Pictures stay out of the copy; set down each line of the listing below exactly.

※

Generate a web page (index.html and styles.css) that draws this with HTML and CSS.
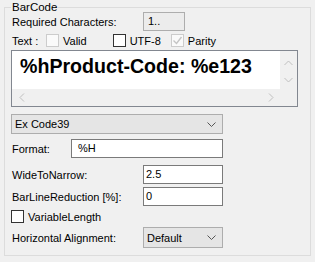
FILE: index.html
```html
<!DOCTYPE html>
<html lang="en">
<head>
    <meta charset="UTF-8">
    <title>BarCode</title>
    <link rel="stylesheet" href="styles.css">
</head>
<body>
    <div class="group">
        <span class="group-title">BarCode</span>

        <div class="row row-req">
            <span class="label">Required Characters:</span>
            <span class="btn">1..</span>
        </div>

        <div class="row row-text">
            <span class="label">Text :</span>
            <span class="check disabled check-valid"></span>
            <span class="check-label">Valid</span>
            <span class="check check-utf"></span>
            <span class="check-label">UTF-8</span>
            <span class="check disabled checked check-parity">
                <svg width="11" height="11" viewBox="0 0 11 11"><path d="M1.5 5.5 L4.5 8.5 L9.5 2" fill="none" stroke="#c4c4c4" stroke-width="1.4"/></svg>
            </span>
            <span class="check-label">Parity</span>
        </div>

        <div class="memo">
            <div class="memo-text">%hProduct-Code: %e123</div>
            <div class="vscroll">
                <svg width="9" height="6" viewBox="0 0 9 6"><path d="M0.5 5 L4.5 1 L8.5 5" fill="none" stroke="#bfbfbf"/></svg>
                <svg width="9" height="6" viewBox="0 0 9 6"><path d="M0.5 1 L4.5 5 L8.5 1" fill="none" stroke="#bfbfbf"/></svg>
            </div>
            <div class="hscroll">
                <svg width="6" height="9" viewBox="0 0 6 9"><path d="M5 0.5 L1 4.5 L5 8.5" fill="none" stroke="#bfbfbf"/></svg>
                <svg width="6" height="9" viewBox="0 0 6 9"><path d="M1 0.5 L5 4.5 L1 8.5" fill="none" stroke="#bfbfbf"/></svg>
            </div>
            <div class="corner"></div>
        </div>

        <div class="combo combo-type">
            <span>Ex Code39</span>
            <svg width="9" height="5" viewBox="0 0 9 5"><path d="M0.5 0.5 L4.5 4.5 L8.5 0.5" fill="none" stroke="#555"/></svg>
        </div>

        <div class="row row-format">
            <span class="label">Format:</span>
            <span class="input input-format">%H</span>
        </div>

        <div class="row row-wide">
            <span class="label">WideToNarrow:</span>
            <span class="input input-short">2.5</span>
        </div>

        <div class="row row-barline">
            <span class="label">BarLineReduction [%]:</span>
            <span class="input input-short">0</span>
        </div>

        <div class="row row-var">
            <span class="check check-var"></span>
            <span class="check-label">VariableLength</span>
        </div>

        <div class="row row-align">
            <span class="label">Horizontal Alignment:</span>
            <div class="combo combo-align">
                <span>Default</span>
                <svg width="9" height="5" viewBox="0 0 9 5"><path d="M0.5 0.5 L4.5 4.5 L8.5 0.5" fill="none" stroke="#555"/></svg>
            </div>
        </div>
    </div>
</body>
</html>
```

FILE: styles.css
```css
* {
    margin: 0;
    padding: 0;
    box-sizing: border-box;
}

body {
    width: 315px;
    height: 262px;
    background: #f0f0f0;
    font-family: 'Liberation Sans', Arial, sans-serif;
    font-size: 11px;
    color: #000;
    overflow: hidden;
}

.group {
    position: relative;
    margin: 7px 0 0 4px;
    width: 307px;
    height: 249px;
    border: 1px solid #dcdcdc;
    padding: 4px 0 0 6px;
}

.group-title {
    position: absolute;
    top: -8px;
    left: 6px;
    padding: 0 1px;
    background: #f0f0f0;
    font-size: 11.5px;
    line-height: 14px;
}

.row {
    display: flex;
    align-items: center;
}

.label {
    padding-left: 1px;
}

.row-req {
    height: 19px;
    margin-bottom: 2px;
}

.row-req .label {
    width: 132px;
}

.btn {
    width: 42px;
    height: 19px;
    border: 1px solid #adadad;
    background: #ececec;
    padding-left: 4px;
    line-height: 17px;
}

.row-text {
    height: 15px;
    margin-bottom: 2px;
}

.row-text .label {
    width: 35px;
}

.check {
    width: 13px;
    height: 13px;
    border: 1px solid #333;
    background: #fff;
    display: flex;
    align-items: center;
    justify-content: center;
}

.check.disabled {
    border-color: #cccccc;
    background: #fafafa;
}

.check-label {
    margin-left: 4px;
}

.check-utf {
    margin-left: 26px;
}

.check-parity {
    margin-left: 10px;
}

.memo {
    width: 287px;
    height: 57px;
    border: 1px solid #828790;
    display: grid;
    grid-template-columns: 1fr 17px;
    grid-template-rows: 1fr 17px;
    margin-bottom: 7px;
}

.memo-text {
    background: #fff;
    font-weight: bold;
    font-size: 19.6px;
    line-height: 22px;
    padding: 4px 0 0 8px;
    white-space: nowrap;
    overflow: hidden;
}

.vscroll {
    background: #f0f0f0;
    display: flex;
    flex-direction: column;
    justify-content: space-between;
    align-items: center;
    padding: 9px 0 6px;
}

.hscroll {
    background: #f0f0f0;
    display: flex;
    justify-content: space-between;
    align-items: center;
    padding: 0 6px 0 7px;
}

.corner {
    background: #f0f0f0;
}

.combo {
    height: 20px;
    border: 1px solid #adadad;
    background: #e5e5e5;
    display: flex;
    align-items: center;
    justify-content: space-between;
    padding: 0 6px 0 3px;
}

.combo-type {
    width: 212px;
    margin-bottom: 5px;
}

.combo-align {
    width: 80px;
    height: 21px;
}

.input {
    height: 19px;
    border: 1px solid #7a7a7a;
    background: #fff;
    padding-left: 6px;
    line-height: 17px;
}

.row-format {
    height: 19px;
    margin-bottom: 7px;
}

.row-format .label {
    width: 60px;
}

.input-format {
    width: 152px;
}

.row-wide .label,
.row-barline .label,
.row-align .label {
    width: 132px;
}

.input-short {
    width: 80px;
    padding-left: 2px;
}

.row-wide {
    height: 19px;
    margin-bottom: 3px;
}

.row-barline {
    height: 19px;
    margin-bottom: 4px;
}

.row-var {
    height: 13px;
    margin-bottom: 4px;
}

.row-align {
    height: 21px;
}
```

※

Written response -
Generate a web page (index.html and styles.css) that draws this with HTML and CSS.
FILE: index.html
```html
<!DOCTYPE html>
<html lang="en">
<head>
    <meta charset="UTF-8">
    <title>BarCode</title>
    <link rel="stylesheet" href="styles.css">
</head>
<body>
    <div class="group">
        <span class="group-title">BarCode</span>

        <div class="row row-req">
            <span class="label">Required Characters:</span>
            <span class="btn">1..</span>
        </div>

        <div class="row row-text">
            <span class="label">Text :</span>
            <span class="check disabled check-valid"></span>
            <span class="check-label">Valid</span>
            <span class="check check-utf"></span>
            <span class="check-label">UTF-8</span>
            <span class="check disabled checked check-parity">
                <svg width="11" height="11" viewBox="0 0 11 11"><path d="M1.5 5.5 L4.5 8.5 L9.5 2" fill="none" stroke="#c4c4c4" stroke-width="1.4"/></svg>
            </span>
            <span class="check-label">Parity</span>
        </div>

        <div class="memo">
            <div class="memo-text">%hProduct-Code: %e123</div>
            <div class="vscroll">
                <svg width="9" height="6" viewBox="0 0 9 6"><path d="M0.5 5 L4.5 1 L8.5 5" fill="none" stroke="#bfbfbf"/></svg>
                <svg width="9" height="6" viewBox="0 0 9 6"><path d="M0.5 1 L4.5 5 L8.5 1" fill="none" stroke="#bfbfbf"/></svg>
            </div>
            <div class="hscroll">
                <svg width="6" height="9" viewBox="0 0 6 9"><path d="M5 0.5 L1 4.5 L5 8.5" fill="none" stroke="#bfbfbf"/></svg>
                <svg width="6" height="9" viewBox="0 0 6 9"><path d="M1 0.5 L5 4.5 L1 8.5" fill="none" stroke="#bfbfbf"/></svg>
            </div>
            <div class="corner"></div>
        </div>

        <div class="combo combo-type">
            <span>Ex Code39</span>
            <svg width="9" height="5" viewBox="0 0 9 5"><path d="M0.5 0.5 L4.5 4.5 L8.5 0.5" fill="none" stroke="#555"/></svg>
        </div>

        <div class="row row-format">
            <span class="label">Format:</span>
            <span class="input input-format">%H</span>
        </div>

        <div class="row row-wide">
            <span class="label">WideToNarrow:</span>
            <span class="input input-short">2.5</span>
        </div>

        <div class="row row-barline">
            <span class="label">BarLineReduction [%]:</span>
            <span class="input input-short">0</span>
        </div>

        <div class="row row-var">
            <span class="check check-var"></span>
            <span class="check-label">VariableLength</span>
        </div>

        <div class="row row-align">
            <span class="label">Horizontal Alignment:</span>
            <div class="combo combo-align">
                <span>Default</span>
                <svg width="9" height="5" viewBox="0 0 9 5"><path d="M0.5 0.5 L4.5 4.5 L8.5 0.5" fill="none" stroke="#555"/></svg>
            </div>
        </div>
    </div>
</body>
</html>
```

FILE: styles.css
```css
* {
    margin: 0;
    padding: 0;
    box-sizing: border-box;
}

body {
    width: 315px;
    height: 262px;
    background: #f0f0f0;
    font-family: 'Liberation Sans', Arial, sans-serif;
    font-size: 11px;
    color: #000;
    overflow: hidden;
}

.group {
    position: relative;
    margin: 7px 0 0 4px;
    width: 307px;
    height: 249px;
    border: 1px solid #dcdcdc;
    padding: 4px 0 0 6px;
}

.group-title {
    position: absolute;
    top: -8px;
    left: 6px;
    padding: 0 1px;
    background: #f0f0f0;
    font-size: 11.5px;
    line-height: 14px;
}

.row {
    display: flex;
    align-items: center;
}

.label {
    padding-left: 1px;
}

.row-req {
    height: 19px;
    margin-bottom: 2px;
}

.row-req .label {
    width: 132px;
}

.btn {
    width: 42px;
    height: 19px;
    border: 1px solid #adadad;
    background: #ececec;
    padding-left: 4px;
    line-height: 17px;
}

.row-text {
    height: 15px;
    margin-bottom: 2px;
}

.row-text .label {
    width: 35px;
}

.check {
    width: 13px;
    height: 13px;
    border: 1px solid #333;
    background: #fff;
    display: flex;
    align-items: center;
    justify-content: center;
}

.check.disabled {
    border-color: #cccccc;
    background: #fafafa;
}

.check-label {
    margin-left: 4px;
}

.check-utf {
    margin-left: 26px;
}

.check-parity {
    margin-left: 10px;
}

.memo {
    width: 287px;
    height: 57px;
    border: 1px solid #828790;
    display: grid;
    grid-template-columns: 1fr 17px;
    grid-template-rows: 1fr 17px;
    margin-bottom: 7px;
}

.memo-text {
    background: #fff;
    font-weight: bold;
    font-size: 19.6px;
    line-height: 22px;
    padding: 4px 0 0 8px;
    white-space: nowrap;
    overflow: hidden;
}

.vscroll {
    background: #f0f0f0;
    display: flex;
    flex-direction: column;
    justify-content: space-between;
    align-items: center;
    padding: 9px 0 6px;
}

.hscroll {
    background: #f0f0f0;
    display: flex;
    justify-content: space-between;
    align-items: center;
    padding: 0 6px 0 7px;
}

.corner {
    background: #f0f0f0;
}

.combo {
    height: 20px;
    border: 1px solid #adadad;
    background: #e5e5e5;
    display: flex;
    align-items: center;
    justify-content: space-between;
    padding: 0 6px 0 3px;
}

.combo-type {
    width: 212px;
    margin-bottom: 5px;
}

.combo-align {
    width: 80px;
    height: 21px;
}

.input {
    height: 19px;
    border: 1px solid #7a7a7a;
    background: #fff;
    padding-left: 6px;
    line-height: 17px;
}

.row-format {
    height: 19px;
    margin-bottom: 7px;
}

.row-format .label {
    width: 60px;
}

.input-format {
    width: 152px;
}

.row-wide .label,
.row-barline .label,
.row-align .label {
    width: 132px;
}

.input-short {
    width: 80px;
    padding-left: 2px;
}

.row-wide {
    height: 19px;
    margin-bottom: 3px;
}

.row-barline {
    height: 19px;
    margin-bottom: 4px;
}

.row-var {
    height: 13px;
    margin-bottom: 4px;
}

.row-align {
    height: 21px;
}
```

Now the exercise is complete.